Experienced backpackers can tackle the challenging 100-km Donjek Glacier route or the 85-km Cottonwood Trail in Kluane National Park, Yukon's World Heritage Site.
Who's it for?
Adventure travellers who want an untouched wilderness all to themselves.
With more than half the country covered in forest, and a third of it protected, Slovenia is one of Europe's greenest places. And all that green is nirvana for outdoor adventure enthusiasts. Sandwiched between the Adriatic and the Alps, tiny Slovenia has a mild climate, seaside towns, snow-covered peaks, picturesque mountain villages and vineyard-draped valleys in a country about half the size of Switzerland. Throw in some historic castles and cathedrals and the Slovenes' warm welcoming culture, along with fewer crowds and lower costs than in neighbouring nations to the west, and Slovenia may be Europe's next hotspot.
Vancouver-based BikeHike Adventure's eight-day Slovenia Sports Extravaganza tour offers an active experience of the country's highlights. Hike up a 2,000-metre peak in the Julian Alps, mountain bike through the alpine villages surrounding Bohinj and dine at a shepherd's farm. Spend a day canyoneering in Goriska Brda's Susec stream; wearing wetsuits and helmets, slide down waterfalls and dive into tide pools, then head to the Renaissance-era Grad Dobrovo Castle for dinner. Round out the trip by rafting on the surging swells of the Soca River before returning to the capital Ljubljana.
Who's it for?
Active travellers wanting a double dose of adventure and culture in a less-well-travelled part of Europe.
Situated amid red rock canyons and skyscraping sandstone spires, Sedona is a magical place equally suited for adrenalin-based activities like mountain biking, canyoneering and rock climbing and more sedate pursuits such as yoga and meditation. Rise early, grab your camera and head out on the three-hour Cathedral Rock Trail to capture the golden light and postcard photos. Or take in a bird's-eye view with a hot-air balloon high above the desert. Spend the afternoon on a road bike pedalling the 19-kilometre, 800-metre-vertical ascent up Route 89A through Oak Creek Canyon, renowned as one of the most scenic routes in America. Finish the ride in Flagstaff, on iconic Route 66.

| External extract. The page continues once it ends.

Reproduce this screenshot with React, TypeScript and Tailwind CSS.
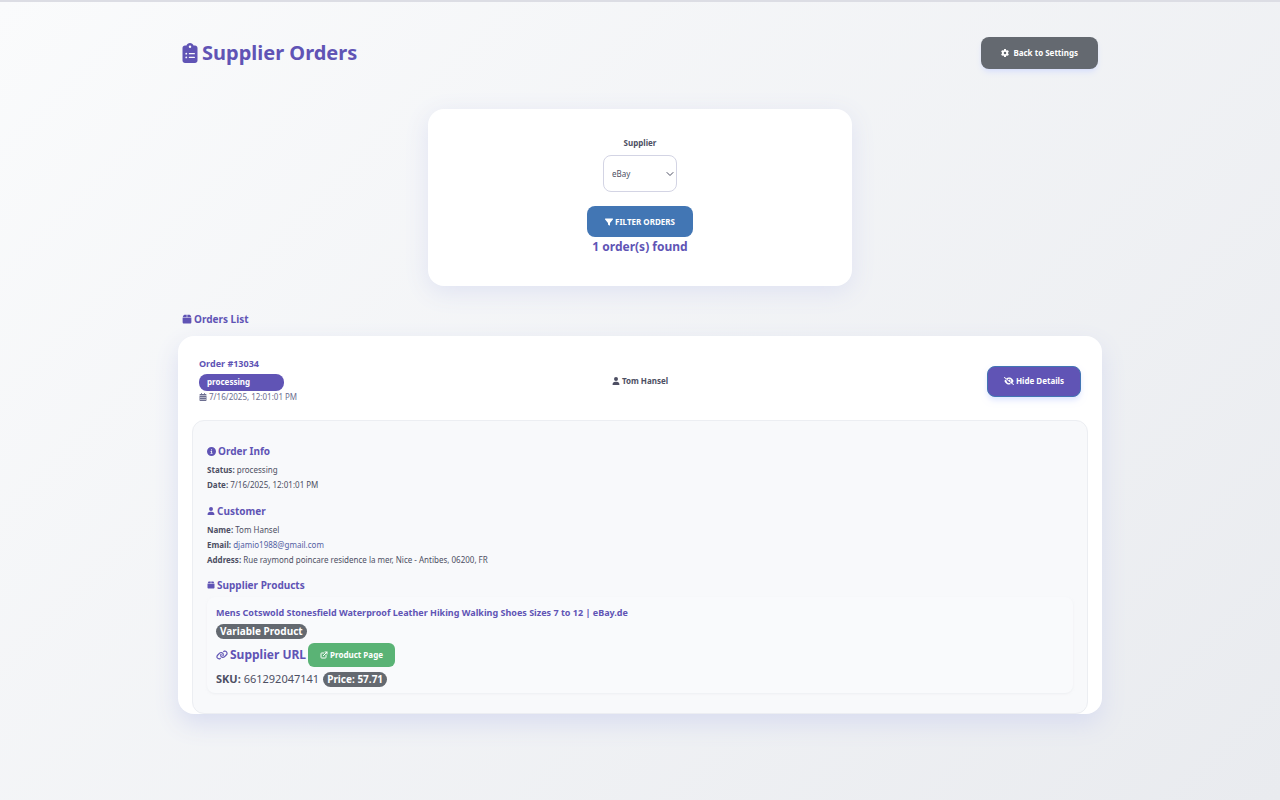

Afterward, relax and energize your spirit at Boynton Canyon, one of the brilliant box canyons which is also believed to be the site of a vortex - an energy field emanating from inner earth which has both spiritual and healing powers - which you may well need after a hard day of play. Make the most of this impressive landscape with a four-day hiking and yoga retreat with Toronto-based Exhale Adventures.
Who's it for?
Those who believe inner balance is as important as balancing on a canyon wall or mountain bike.
Once known more for its drug violence than its tourist potential, Colombia is now considered safe for travel. From stunning Caribbean beaches, surfing, scuba diving and jungle treks to vibrant cities, colonial architecture and easygoing locals, Colombia may be the best place in Latin America. For experienced scuba divers, UNESCO-listed Malpelo Island, located in the Pacific, about 500 kilometres west of the Colombia mainland, is one of the world's premier dive sites, with hammerhead sharks, manta rays and whale sharks. An expedition-style trip is needed to reach Malpelo. On the Caribbean side, head for Isla de Providencia, with its 32-km-long barrier reef and sponge-covered wall dives and abundant marine life, or explore Providencia's shipwrecks.
Surfers, head to Nuquí on the Pacific coast, and base yourself at the El Cantil Ecolodge. The best breaks are only accessible by boat, so remote here really means remote - and waves are epic. If you want to stay dry, book on Intrepid Travel's nine-day Experience Colombia itinerary and discover Bogota's colonial heart, wander beneath floral balconies in Cartagena and bliss out beachside in Tayrona National Park.
Who's it for?
Divers, surfers and travellers in search of the next "it" destination.